Material shown
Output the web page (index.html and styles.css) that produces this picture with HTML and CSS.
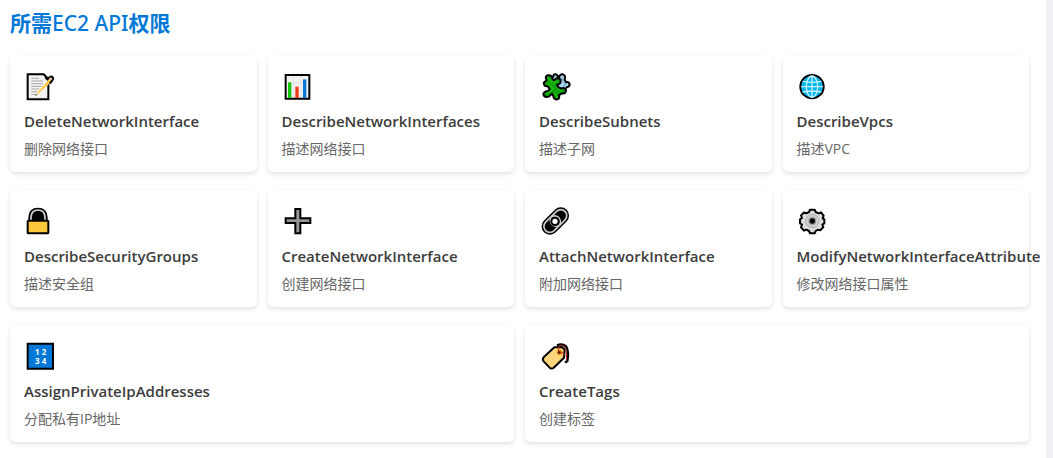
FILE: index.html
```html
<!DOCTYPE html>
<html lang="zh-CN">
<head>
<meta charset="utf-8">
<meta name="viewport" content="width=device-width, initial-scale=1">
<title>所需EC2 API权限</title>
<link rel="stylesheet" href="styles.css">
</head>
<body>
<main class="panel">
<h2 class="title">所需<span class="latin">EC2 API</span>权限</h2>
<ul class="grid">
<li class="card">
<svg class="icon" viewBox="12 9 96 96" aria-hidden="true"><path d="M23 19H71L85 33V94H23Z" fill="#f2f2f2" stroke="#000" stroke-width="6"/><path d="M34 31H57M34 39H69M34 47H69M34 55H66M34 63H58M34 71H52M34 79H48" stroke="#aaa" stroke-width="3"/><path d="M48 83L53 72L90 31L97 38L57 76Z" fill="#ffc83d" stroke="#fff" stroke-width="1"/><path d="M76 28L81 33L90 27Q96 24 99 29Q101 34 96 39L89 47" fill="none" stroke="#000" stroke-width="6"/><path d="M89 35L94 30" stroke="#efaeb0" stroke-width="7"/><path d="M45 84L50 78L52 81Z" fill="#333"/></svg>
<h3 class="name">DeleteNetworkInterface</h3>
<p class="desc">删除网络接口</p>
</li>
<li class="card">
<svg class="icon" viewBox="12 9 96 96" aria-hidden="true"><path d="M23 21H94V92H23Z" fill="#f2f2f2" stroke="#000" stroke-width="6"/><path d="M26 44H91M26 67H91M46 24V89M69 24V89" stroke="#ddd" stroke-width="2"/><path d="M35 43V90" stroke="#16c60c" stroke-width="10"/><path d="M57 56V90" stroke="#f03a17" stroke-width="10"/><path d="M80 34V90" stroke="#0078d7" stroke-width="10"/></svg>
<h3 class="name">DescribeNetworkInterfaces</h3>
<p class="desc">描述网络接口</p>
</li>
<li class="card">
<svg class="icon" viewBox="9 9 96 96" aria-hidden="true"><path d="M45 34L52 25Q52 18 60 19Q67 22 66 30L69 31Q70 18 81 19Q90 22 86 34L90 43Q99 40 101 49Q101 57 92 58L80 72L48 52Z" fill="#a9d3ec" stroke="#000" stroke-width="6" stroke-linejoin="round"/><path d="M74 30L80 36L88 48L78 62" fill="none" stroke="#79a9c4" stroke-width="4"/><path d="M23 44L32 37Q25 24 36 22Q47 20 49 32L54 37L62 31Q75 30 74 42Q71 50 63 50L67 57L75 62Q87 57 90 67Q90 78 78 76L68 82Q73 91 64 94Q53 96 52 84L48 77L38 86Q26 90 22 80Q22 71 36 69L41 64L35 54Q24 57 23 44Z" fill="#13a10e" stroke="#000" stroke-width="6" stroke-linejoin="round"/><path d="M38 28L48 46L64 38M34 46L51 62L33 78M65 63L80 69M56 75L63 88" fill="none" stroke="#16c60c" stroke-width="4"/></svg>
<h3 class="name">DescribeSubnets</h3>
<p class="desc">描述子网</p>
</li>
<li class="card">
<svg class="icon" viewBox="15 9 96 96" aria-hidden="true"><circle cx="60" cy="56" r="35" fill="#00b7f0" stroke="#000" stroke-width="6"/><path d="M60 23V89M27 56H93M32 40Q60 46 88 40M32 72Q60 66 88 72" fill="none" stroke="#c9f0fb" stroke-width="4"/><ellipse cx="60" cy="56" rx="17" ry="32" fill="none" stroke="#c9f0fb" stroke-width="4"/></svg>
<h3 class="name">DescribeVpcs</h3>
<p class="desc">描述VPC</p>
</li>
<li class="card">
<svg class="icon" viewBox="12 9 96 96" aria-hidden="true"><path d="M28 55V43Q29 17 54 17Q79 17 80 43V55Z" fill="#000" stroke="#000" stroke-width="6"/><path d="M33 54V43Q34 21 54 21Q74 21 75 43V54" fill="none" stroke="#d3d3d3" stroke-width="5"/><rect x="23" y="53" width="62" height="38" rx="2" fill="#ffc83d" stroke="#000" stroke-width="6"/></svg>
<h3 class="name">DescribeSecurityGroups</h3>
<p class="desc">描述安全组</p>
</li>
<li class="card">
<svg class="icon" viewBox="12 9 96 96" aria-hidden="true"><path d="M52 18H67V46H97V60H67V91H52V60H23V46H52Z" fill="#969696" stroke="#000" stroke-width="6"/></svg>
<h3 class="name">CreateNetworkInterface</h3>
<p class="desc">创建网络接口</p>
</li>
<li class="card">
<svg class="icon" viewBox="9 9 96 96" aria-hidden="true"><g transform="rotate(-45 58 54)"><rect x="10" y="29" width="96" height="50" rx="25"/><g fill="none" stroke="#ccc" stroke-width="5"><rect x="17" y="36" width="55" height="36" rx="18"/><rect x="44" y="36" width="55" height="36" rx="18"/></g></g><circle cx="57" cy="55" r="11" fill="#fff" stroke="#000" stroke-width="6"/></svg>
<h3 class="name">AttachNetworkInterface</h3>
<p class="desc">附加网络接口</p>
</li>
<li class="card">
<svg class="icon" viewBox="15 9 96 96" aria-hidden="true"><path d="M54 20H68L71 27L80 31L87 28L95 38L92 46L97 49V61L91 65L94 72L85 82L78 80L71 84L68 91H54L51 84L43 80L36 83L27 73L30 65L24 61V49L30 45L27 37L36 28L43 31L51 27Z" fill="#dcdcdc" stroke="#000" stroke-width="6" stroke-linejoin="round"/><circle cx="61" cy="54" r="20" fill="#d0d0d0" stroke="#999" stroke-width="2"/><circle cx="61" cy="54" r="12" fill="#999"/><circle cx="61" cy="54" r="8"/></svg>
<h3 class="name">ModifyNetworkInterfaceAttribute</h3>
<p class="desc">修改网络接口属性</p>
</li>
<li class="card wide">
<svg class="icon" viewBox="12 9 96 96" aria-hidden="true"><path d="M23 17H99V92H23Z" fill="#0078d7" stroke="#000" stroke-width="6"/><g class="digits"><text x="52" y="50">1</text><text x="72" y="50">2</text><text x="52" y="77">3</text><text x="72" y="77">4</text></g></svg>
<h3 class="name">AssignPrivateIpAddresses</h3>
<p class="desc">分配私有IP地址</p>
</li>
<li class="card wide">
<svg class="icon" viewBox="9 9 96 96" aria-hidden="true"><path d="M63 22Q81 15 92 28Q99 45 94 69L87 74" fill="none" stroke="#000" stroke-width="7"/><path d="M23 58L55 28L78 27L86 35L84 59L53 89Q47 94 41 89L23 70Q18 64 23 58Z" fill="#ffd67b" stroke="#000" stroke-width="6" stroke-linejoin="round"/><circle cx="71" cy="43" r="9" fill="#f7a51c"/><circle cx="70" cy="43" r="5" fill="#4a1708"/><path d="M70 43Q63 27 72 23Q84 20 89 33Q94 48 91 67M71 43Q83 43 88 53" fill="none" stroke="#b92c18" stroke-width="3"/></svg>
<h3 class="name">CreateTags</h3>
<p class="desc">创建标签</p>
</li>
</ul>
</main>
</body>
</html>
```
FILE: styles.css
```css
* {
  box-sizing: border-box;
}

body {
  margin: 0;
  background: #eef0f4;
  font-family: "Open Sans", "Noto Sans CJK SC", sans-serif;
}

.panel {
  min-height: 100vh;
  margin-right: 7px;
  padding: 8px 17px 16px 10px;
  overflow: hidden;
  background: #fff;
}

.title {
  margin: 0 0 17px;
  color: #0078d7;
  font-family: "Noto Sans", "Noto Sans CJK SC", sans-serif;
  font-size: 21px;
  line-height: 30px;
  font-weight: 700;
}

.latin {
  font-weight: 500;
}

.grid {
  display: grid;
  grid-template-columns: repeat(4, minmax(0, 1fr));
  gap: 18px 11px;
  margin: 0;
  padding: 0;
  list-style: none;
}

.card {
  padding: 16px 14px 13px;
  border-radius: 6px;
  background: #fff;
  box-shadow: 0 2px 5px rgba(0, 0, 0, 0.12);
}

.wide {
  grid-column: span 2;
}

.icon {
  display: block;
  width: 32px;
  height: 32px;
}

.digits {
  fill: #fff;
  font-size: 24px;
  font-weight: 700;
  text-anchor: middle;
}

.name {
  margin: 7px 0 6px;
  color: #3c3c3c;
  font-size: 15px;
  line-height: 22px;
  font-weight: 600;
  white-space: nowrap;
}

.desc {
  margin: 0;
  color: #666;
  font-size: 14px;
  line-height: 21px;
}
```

==

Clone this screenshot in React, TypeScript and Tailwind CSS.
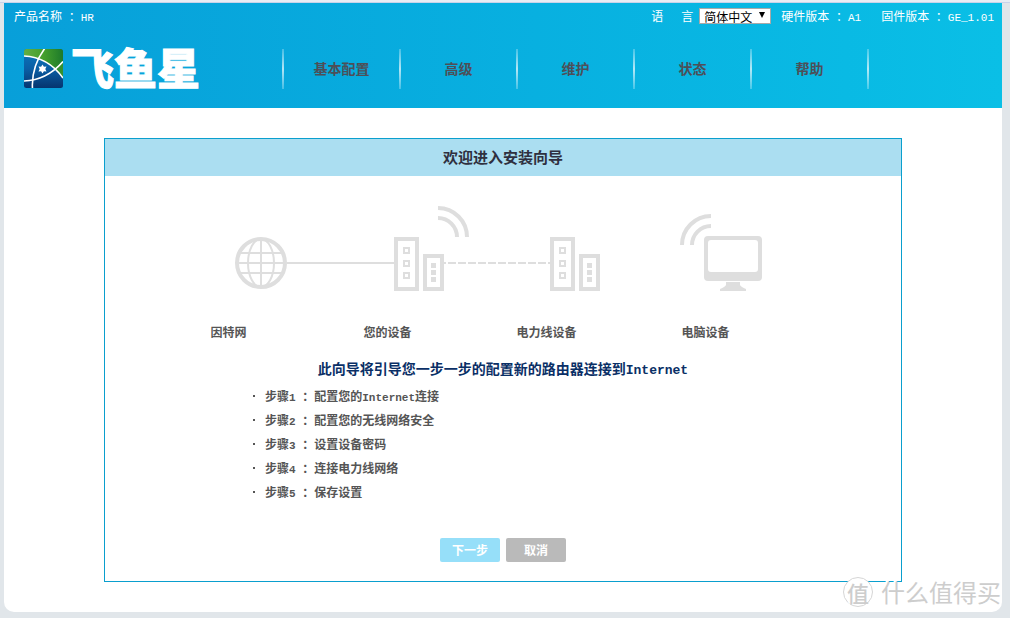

The request
Find each line with the string "index" and copy it out.

Output for this exercise
Output the web page (index.html and styles.css) that produces this picture with HTML and CSS.
FILE: index.html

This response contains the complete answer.